Well, reading this calls for an extra Ambien tonight, with a Stoli chaser: a New Yorker review of Eric Schlosser’s new book Command And Control, about near-misses in the US government’s mismanagement of our nuclear weapons. From the rave review: The Arkansas incident, in 1980, is well chosen as an illustration of Schlosser’s point. Objects […]

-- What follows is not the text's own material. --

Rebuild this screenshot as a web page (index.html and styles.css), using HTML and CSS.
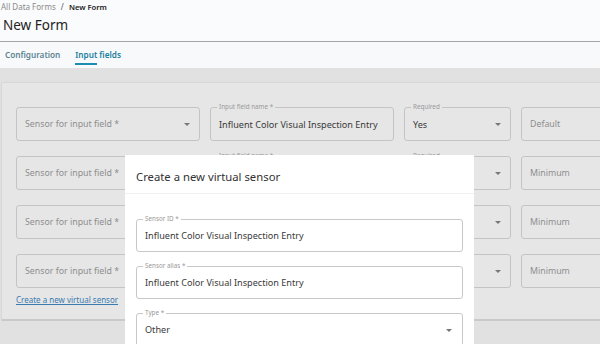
FILE: index.html
```html
<!DOCTYPE html>
<html lang="en">
<head>
  <meta charset="UTF-8" />
  <title>New Form</title>
  <link rel="stylesheet" href="styles.css">
</head>
<body>
  <div class="page-header">
    <div class="breadcrumb">
      <span class="crumb">All Data Forms</span>
      <span class="sep">/</span>
      <span class="current">New Form</span>
    </div>
    <h1>New Form</h1>
  </div>

  <div class="tabs">
    <span class="tab">Configuration</span>
    <span class="tab active">Input fields</span>
  </div>

  <div class="content">
    <div class="card">
      <div class="row">
        <div class="field select"><span class="placeholder">Sensor for input field *</span><span class="arrow"></span></div>
        <div class="field"><label>Input field name *</label><span class="value">Influent Color Visual Inspection Entry</span></div>
        <div class="field select"><label>Required</label><span class="value">Yes</span><span class="arrow"></span></div>
        <div class="field"><span class="placeholder">Default</span></div>
      </div>
      <div class="row">
        <div class="field select"><span class="placeholder">Sensor for input field *</span><span class="arrow"></span></div>
        <div class="field"><label>Input field name *</label><span class="value">Influent Color Visual Inspection Entry</span></div>
        <div class="field select"><label>Required</label><span class="value">Yes</span><span class="arrow"></span></div>
        <div class="field"><span class="placeholder">Minimum</span></div>
      </div>
      <div class="row">
        <div class="field select"><span class="placeholder">Sensor for input field *</span><span class="arrow"></span></div>
        <div class="field"><label>Input field name *</label><span class="value">Influent Color Visual Inspection Entry</span></div>
        <div class="field select"><label>Required</label><span class="value">Yes</span><span class="arrow"></span></div>
        <div class="field"><span class="placeholder">Minimum</span></div>
      </div>
      <div class="row">
        <div class="field select"><span class="placeholder">Sensor for input field *</span><span class="arrow"></span></div>
        <div class="field"><label>Input field name *</label><span class="value">Influent Color Visual Inspection Entry</span></div>
        <div class="field select"><label>Required</label><span class="value">Yes</span><span class="arrow"></span></div>
        <div class="field"><span class="placeholder">Minimum</span></div>
      </div>
      <a class="link" href="#">Create a new virtual sensor</a>
    </div>
  </div>

  <div class="modal">
    <div class="modal-header">Create a new virtual sensor</div>
    <div class="modal-body">
      <div class="field"><label>Sensor ID *</label><span class="value">Influent Color Visual Inspection Entry</span></div>
      <div class="field"><label>Sensor alias *</label><span class="value">Influent Color Visual Inspection Entry</span></div>
      <div class="field select"><label>Type *</label><span class="value">Other</span><span class="arrow"></span></div>
    </div>
  </div>
</body>
</html>
```

FILE: styles.css
```css
* {
  box-sizing: border-box;
}

body {
  margin: 0;
  width: 600px;
  height: 344px;
  overflow: hidden;
  font-family: 'Noto Sans', 'Open Sans', sans-serif;
  background: #e1e1e1;
  position: relative;
}

.page-header {
  background: #fafbfc;
  padding: 1px 0 0 1px;
  height: 42px;
  border-bottom: 1px solid #a5a5a5;
}

.breadcrumb {
  font-size: 8px;
  line-height: 12px;
  color: #8a8a8a;
}

.breadcrumb .sep {
  margin: 0 3px;
  color: #555;
}

.breadcrumb .current {
  color: #222;
  font-weight: 600;
  font-size: 7.6px;
}

h1 {
  margin: 3px 0 0 2px;
  font-size: 13.5px;
  font-weight: 400;
  color: #222;
  line-height: 18px;
}

.tabs {
  background: #f8f9fa;
  height: 26px;
  display: flex;
  gap: 15px;
  padding: 6px 0 0 5px;
}

.tab {
  position: relative;
  font-size: 8.2px;
  font-weight: 600;
  color: #5b8493;
  height: 17px;
  line-height: 13px;
}

.tab.active {
  color: #22809f;
}

.tab.active::after {
  content: "";
  position: absolute;
  left: 0;
  bottom: 0;
  width: 22px;
  height: 2px;
  background: #1a8db3;
}

.content {
  padding: 15px 0 0 2px;
  overflow: hidden;
}

.card {
  width: 640px;
  background: #e6e6e6;
  border-bottom: 2px solid #c9c9c9;
  padding: 24px 0 13px 14px;
  box-shadow: 0 0 2px rgba(0, 0, 0, 0.12);
}

.row {
  display: grid;
  grid-template-columns: 184px 184px 107px 120px;
  gap: 10px;
  margin-bottom: 15px;
}

.field {
  position: relative;
  height: 34px;
  border: 1px solid #c4c4c4;
  border-radius: 3px;
  display: flex;
  align-items: center;
  padding: 0 8px;
  font-size: 9.1px;
  color: #3a3a3a;
}

.field label {
  position: absolute;
  top: -6px;
  left: 6px;
  font-size: 6.3px;
  line-height: 10px;
  padding: 0 2px;
  color: #999;
  background: #e6e6e6;
}

.placeholder {
  color: #8e8e8e;
  font-size: 8.8px;
}

.value {
  white-space: nowrap;
}

.arrow {
  position: absolute;
  right: 9px;
  top: 15px;
  border-left: 3px solid transparent;
  border-right: 3px solid transparent;
  border-top: 3px solid #777;
}

.link {
  display: block;
  width: max-content;
  margin-top: -9px;
  font-size: 8px;
  line-height: 12px;
  color: #3a7bb0;
  text-decoration: underline;
}

.modal {
  position: absolute;
  left: 125px;
  top: 155px;
  width: 349px;
  height: 200px;
  background: #fff;
}

.modal-header {
  height: 39px;
  border-bottom: 1px solid #f0f0f0;
  padding: 14px 0 0 11px;
  font-size: 11.3px;
  color: #333;
}

.modal-body {
  padding: 25px 11px 0 11px;
  display: flex;
  flex-direction: column;
  gap: 14px;
}

.modal-body .field {
  height: 33px;
  border-color: #c8c8c8;
}

.modal-body .field label {
  background: #fff;
}

.modal-body .arrow {
  right: 10px;
}
```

Well, reading this calls for an extra Ambien tonight, with a Stoli chaser: a New Yorker review of Eric Schlosser’s new book Command And Control, about near-misses in the US government’s mismanagement of our nuclear weapons. From the rave review:

The Arkansas incident, in 1980, is well chosen as an illustration of Schlosser’s point. Objects fall inside silos all the time, he says. The chance that a falling socket would puncture the skin of a Titan II missile was extremely remote—but not impossible. When it happened, it triggered a set of mechanical and human responses that quickly led to a nightmare of confusion and misdirection. Once enough oxidizer leaked out and the air pressure inside the tank dropped, the missile would collapse, the remaining oxidizer would come into contact with the rocket fuel, and the missile would explode. Because a nineteen-year-old airman performing regular maintenance accidentally let a socket slip out of his wrench, a Titan II missile became a time bomb, and there was no way to turn off the timer.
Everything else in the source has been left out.